Find each line with the string "this" and report it.

### Extracted data

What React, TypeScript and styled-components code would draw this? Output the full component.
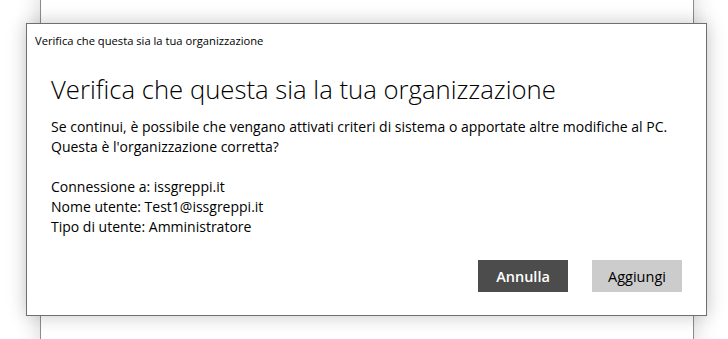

######
### Extracted data

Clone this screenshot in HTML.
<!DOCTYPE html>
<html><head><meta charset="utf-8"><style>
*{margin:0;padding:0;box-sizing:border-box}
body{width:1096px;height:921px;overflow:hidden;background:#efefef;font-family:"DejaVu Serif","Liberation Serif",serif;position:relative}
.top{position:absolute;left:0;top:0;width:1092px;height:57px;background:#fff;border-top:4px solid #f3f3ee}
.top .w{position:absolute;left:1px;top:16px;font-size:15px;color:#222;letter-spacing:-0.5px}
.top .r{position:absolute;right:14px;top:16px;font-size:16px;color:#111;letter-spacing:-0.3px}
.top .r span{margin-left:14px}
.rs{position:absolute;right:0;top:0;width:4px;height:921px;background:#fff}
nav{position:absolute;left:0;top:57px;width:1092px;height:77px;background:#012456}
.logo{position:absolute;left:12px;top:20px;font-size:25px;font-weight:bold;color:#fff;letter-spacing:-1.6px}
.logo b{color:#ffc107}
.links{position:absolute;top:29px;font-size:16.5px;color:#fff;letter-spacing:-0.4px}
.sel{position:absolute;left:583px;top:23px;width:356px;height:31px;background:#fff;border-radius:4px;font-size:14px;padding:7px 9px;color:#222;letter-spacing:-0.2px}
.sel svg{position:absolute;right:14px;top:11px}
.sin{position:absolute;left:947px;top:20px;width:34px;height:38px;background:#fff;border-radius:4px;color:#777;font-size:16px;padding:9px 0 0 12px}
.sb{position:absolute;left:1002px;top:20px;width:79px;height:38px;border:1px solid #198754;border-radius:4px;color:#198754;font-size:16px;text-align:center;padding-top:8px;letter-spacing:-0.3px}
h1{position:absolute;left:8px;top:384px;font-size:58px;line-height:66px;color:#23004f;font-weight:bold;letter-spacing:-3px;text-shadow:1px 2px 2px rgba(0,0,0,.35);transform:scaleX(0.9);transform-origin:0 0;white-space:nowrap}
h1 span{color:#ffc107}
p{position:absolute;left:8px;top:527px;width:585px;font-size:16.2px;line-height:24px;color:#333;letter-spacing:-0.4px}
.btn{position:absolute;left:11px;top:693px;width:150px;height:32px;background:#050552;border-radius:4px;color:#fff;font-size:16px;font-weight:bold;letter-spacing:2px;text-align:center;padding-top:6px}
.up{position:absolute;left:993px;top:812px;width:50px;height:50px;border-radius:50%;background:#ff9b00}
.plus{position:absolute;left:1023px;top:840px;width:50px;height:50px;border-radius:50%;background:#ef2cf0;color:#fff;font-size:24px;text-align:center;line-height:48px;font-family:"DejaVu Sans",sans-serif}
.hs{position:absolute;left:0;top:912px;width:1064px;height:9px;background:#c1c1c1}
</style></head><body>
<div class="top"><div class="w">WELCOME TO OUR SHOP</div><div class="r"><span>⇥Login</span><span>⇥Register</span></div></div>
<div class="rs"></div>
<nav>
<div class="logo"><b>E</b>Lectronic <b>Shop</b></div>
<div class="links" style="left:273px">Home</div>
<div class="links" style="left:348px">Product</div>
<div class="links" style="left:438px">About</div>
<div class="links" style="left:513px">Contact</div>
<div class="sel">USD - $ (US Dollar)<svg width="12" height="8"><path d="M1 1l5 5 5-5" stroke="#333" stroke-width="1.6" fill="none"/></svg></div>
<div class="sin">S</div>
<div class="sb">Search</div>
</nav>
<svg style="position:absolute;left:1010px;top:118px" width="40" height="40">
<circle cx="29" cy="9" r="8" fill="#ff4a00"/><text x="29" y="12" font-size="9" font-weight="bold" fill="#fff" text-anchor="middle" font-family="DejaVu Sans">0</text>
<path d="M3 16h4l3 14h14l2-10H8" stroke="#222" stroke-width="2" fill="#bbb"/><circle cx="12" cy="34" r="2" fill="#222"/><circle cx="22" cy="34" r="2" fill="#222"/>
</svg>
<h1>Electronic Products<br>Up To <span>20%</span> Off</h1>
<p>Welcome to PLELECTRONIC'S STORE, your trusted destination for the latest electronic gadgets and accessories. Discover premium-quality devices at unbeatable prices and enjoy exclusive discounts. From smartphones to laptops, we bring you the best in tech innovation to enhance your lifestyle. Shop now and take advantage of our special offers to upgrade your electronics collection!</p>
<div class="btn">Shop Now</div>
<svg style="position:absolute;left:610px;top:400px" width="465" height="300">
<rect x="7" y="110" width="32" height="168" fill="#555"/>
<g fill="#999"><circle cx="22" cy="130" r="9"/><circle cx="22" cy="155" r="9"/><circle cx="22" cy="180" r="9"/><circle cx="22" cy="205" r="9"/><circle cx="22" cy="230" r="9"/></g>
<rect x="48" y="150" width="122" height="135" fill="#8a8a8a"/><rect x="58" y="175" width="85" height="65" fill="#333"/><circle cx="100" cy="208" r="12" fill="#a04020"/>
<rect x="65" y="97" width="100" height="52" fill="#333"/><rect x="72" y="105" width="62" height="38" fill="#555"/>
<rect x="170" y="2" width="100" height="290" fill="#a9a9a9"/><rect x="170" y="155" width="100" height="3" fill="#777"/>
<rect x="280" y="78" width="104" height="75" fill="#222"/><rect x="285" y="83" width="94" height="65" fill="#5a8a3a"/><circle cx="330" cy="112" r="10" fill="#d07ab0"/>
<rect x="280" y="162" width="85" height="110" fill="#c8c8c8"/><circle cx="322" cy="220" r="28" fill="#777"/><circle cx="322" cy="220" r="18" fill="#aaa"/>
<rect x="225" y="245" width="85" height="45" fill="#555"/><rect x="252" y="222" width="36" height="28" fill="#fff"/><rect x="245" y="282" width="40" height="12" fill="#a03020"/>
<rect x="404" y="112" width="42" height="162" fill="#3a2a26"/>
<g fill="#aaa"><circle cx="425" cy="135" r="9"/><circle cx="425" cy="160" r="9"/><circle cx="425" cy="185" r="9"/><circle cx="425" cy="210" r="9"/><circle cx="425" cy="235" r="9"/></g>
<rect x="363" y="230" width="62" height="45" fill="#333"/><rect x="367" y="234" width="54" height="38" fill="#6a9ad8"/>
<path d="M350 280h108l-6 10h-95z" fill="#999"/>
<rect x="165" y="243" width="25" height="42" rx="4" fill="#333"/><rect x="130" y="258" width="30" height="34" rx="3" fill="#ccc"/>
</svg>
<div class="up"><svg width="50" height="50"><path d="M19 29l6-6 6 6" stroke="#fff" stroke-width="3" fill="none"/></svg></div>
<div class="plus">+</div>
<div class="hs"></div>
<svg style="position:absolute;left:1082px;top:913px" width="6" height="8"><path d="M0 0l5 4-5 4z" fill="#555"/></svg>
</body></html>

######

__Reply to the exercise__:
What React, TypeScript and styled-components code would draw this? Output the full component.
Clone this screenshot in HTML.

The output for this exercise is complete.